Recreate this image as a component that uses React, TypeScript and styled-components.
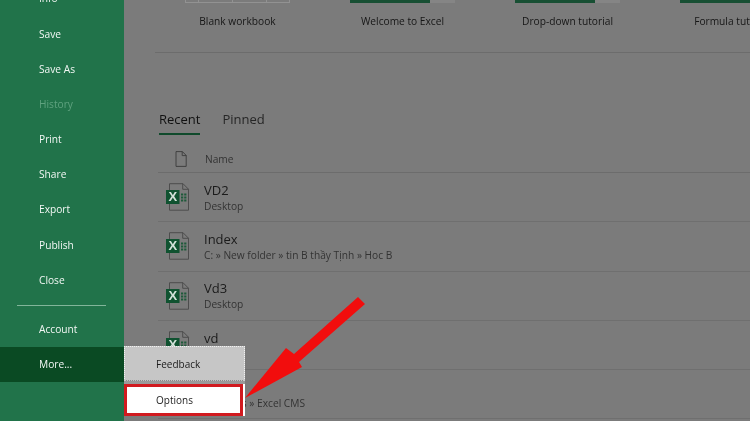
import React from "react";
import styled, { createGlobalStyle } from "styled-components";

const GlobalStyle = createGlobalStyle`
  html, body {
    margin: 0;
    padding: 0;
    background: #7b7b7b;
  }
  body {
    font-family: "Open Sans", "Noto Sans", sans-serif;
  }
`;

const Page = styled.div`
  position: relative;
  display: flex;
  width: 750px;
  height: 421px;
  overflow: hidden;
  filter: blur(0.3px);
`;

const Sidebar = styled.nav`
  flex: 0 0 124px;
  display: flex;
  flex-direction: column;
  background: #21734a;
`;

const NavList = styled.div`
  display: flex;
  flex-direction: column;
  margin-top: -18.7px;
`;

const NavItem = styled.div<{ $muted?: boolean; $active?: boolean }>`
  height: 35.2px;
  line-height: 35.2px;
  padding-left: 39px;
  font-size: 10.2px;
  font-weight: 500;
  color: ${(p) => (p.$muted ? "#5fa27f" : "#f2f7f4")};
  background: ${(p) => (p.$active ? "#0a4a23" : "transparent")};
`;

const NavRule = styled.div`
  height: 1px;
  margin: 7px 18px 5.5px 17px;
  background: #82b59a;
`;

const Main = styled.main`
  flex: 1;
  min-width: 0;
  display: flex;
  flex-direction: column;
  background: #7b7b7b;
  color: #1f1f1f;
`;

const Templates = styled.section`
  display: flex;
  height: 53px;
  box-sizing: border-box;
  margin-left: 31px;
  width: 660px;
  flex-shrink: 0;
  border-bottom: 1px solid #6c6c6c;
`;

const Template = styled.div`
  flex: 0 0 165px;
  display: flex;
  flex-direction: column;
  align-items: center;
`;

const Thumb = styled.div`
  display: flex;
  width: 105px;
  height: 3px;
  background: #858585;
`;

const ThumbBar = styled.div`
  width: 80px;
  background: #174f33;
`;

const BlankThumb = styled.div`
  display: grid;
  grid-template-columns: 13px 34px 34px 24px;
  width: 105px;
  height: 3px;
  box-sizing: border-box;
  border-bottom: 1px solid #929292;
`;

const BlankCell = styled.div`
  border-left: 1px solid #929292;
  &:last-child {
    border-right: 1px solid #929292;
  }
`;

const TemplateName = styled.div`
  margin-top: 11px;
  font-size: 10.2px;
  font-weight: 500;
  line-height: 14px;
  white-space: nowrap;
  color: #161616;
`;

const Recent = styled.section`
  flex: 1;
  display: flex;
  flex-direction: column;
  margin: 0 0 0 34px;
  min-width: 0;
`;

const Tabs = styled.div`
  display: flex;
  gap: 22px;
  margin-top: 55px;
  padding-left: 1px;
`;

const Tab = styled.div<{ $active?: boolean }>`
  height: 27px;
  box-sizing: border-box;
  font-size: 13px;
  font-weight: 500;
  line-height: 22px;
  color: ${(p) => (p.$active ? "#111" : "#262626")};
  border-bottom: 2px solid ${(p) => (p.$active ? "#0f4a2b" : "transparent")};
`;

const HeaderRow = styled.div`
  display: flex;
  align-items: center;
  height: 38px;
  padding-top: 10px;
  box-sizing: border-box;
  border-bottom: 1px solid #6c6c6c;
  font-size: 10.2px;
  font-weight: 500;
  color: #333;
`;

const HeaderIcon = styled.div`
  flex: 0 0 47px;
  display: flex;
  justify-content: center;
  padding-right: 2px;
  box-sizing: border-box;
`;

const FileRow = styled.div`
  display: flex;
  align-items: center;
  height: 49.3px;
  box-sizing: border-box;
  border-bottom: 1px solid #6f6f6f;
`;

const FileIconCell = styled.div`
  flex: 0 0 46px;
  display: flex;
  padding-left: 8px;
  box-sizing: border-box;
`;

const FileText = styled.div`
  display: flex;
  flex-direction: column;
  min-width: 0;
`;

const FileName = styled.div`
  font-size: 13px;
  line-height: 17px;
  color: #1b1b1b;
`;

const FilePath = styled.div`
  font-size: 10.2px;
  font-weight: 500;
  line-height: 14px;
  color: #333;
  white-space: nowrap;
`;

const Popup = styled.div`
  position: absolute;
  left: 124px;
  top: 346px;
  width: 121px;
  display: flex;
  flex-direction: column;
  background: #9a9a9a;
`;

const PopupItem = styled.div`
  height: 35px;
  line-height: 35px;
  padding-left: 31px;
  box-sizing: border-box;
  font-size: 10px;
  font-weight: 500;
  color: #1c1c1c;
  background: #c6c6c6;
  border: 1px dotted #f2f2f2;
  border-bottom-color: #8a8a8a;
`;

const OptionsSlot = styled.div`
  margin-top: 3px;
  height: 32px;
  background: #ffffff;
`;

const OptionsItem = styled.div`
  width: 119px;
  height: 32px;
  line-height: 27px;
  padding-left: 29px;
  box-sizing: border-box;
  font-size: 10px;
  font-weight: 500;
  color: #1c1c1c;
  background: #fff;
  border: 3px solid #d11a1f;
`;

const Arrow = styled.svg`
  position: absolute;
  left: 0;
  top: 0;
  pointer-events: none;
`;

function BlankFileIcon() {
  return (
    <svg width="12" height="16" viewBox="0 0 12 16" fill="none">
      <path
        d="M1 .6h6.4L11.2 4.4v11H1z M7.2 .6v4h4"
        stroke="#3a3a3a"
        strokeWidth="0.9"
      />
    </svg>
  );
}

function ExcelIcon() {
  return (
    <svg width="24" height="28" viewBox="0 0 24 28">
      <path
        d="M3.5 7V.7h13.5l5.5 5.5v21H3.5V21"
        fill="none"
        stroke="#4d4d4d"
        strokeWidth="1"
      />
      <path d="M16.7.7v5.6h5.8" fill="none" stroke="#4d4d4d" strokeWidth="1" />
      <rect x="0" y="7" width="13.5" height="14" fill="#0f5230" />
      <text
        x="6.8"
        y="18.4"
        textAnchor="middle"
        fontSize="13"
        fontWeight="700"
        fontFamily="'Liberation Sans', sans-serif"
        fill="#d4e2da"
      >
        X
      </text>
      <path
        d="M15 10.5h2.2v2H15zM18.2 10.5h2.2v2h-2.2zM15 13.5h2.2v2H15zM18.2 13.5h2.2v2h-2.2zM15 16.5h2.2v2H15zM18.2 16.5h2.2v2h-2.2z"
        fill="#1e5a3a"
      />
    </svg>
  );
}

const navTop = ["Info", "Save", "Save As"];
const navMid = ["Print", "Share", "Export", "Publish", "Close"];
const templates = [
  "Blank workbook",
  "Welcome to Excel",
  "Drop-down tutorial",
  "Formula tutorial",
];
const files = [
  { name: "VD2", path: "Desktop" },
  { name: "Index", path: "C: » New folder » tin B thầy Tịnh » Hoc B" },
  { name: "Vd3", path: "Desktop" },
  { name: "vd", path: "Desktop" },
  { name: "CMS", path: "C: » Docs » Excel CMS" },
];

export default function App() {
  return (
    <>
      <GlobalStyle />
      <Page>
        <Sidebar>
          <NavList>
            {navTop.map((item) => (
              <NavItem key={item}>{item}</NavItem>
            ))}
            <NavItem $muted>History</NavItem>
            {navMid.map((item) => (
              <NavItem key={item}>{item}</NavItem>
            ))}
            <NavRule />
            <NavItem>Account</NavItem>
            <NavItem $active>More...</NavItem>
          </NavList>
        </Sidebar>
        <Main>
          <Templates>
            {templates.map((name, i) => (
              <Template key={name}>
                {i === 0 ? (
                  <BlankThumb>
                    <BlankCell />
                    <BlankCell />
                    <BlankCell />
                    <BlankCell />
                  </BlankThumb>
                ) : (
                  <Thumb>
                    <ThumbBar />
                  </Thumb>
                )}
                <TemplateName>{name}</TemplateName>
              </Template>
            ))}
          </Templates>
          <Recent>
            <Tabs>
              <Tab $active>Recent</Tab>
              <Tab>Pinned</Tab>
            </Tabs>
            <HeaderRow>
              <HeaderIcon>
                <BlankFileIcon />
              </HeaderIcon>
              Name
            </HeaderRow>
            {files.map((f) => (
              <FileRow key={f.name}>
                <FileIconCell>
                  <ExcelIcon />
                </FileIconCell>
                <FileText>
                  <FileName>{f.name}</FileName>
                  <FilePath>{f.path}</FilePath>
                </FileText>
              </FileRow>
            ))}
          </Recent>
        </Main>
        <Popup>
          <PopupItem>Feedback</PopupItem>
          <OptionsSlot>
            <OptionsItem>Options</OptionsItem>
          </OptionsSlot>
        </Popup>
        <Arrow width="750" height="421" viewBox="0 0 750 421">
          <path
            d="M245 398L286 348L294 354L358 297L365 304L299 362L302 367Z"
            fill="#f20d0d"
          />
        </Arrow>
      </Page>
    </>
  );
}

• • •

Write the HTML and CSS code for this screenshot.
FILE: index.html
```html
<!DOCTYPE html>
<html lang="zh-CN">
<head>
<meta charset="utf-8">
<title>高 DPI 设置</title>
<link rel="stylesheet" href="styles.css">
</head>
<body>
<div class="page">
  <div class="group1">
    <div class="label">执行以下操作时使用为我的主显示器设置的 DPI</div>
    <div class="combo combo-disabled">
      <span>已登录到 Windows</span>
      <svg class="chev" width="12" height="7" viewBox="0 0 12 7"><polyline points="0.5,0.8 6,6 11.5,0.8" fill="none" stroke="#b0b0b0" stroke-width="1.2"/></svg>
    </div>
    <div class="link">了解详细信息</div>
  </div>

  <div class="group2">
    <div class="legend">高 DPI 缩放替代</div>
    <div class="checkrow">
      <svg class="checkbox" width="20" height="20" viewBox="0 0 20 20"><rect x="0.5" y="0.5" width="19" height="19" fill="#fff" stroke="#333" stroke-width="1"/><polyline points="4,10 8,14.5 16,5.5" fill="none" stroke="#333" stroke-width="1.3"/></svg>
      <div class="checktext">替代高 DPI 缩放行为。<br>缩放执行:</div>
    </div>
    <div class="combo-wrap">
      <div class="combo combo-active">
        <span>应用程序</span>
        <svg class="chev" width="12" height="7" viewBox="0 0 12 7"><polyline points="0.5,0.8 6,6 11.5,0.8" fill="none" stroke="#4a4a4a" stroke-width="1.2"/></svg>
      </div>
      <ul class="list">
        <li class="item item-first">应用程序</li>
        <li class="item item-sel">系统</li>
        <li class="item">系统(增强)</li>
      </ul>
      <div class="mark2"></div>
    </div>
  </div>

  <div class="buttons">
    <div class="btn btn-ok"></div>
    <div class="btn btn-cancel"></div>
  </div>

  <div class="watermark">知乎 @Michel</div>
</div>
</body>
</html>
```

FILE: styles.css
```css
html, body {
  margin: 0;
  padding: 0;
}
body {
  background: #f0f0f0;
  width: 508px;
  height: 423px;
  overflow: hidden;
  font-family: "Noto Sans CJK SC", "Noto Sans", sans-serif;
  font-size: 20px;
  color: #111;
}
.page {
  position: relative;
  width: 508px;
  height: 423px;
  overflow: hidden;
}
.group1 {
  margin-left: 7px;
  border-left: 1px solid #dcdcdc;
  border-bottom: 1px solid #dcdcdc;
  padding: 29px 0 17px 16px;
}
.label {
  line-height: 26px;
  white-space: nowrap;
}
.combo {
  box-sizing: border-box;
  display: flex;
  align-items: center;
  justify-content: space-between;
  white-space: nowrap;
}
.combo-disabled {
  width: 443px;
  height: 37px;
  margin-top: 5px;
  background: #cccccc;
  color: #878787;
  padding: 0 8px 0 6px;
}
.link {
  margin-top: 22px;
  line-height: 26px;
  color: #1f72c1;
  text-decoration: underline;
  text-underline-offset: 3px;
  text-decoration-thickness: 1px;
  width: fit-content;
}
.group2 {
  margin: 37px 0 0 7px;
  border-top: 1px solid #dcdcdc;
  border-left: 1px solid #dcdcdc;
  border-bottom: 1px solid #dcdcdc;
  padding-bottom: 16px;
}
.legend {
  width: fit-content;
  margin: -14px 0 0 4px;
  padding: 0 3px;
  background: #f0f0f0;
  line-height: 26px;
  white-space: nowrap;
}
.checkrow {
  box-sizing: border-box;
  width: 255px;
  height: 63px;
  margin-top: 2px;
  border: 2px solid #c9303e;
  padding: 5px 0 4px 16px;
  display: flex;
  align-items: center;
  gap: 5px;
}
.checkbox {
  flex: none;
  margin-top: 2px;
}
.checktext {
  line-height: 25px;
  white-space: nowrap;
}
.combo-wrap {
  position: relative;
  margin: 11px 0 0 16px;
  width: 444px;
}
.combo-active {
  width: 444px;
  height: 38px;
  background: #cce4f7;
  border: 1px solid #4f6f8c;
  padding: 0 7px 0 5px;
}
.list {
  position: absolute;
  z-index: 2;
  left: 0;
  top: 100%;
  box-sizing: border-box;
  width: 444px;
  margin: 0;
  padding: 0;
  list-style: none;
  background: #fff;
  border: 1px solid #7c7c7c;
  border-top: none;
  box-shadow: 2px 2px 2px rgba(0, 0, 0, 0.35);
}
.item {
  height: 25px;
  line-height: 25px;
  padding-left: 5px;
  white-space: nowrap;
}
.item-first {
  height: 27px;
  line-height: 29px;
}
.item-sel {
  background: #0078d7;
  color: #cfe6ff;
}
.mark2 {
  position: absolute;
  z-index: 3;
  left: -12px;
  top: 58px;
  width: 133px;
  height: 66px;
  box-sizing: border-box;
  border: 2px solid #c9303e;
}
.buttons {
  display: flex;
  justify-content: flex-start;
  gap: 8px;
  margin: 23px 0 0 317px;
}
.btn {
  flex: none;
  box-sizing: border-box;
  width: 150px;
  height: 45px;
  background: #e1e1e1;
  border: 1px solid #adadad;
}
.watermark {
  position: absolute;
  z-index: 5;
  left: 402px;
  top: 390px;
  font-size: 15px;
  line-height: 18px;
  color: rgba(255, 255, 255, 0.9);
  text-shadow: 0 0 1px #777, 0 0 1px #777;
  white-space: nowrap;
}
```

• • •

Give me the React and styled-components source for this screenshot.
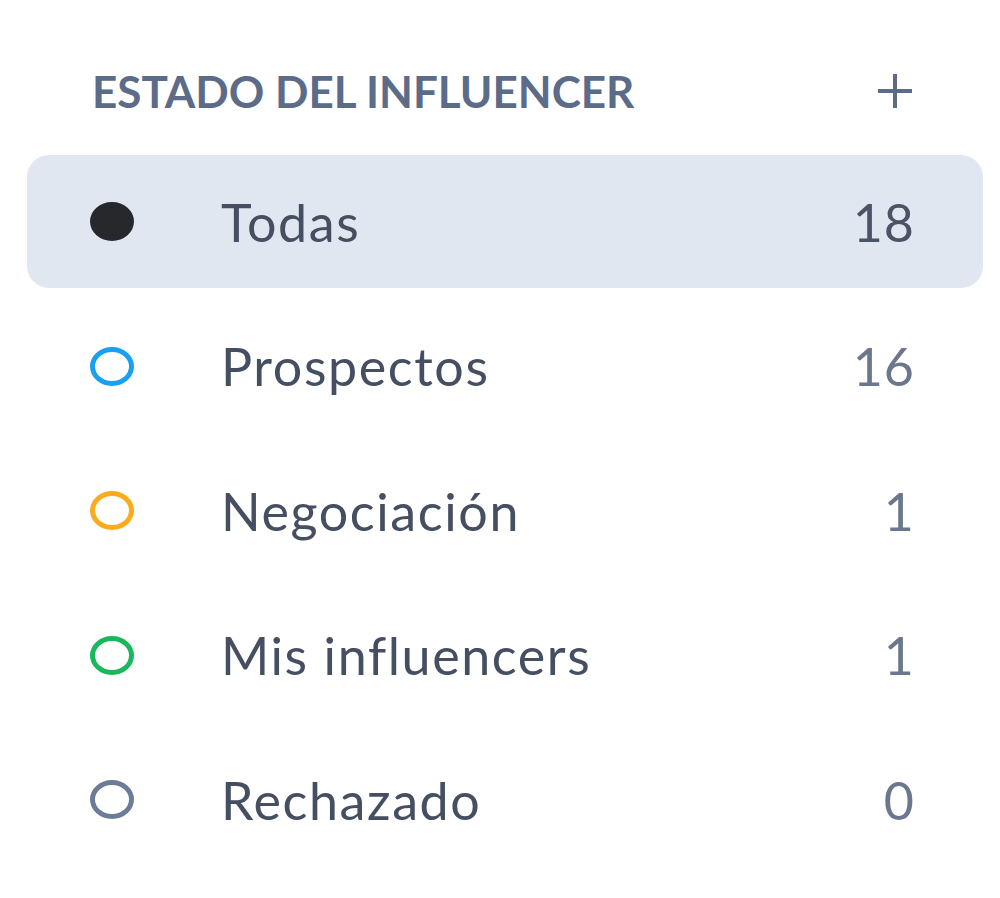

• • •

• **Brief**: Say, as a bare number, how many lines in the entries above include the string "React".

• **The reply**: 3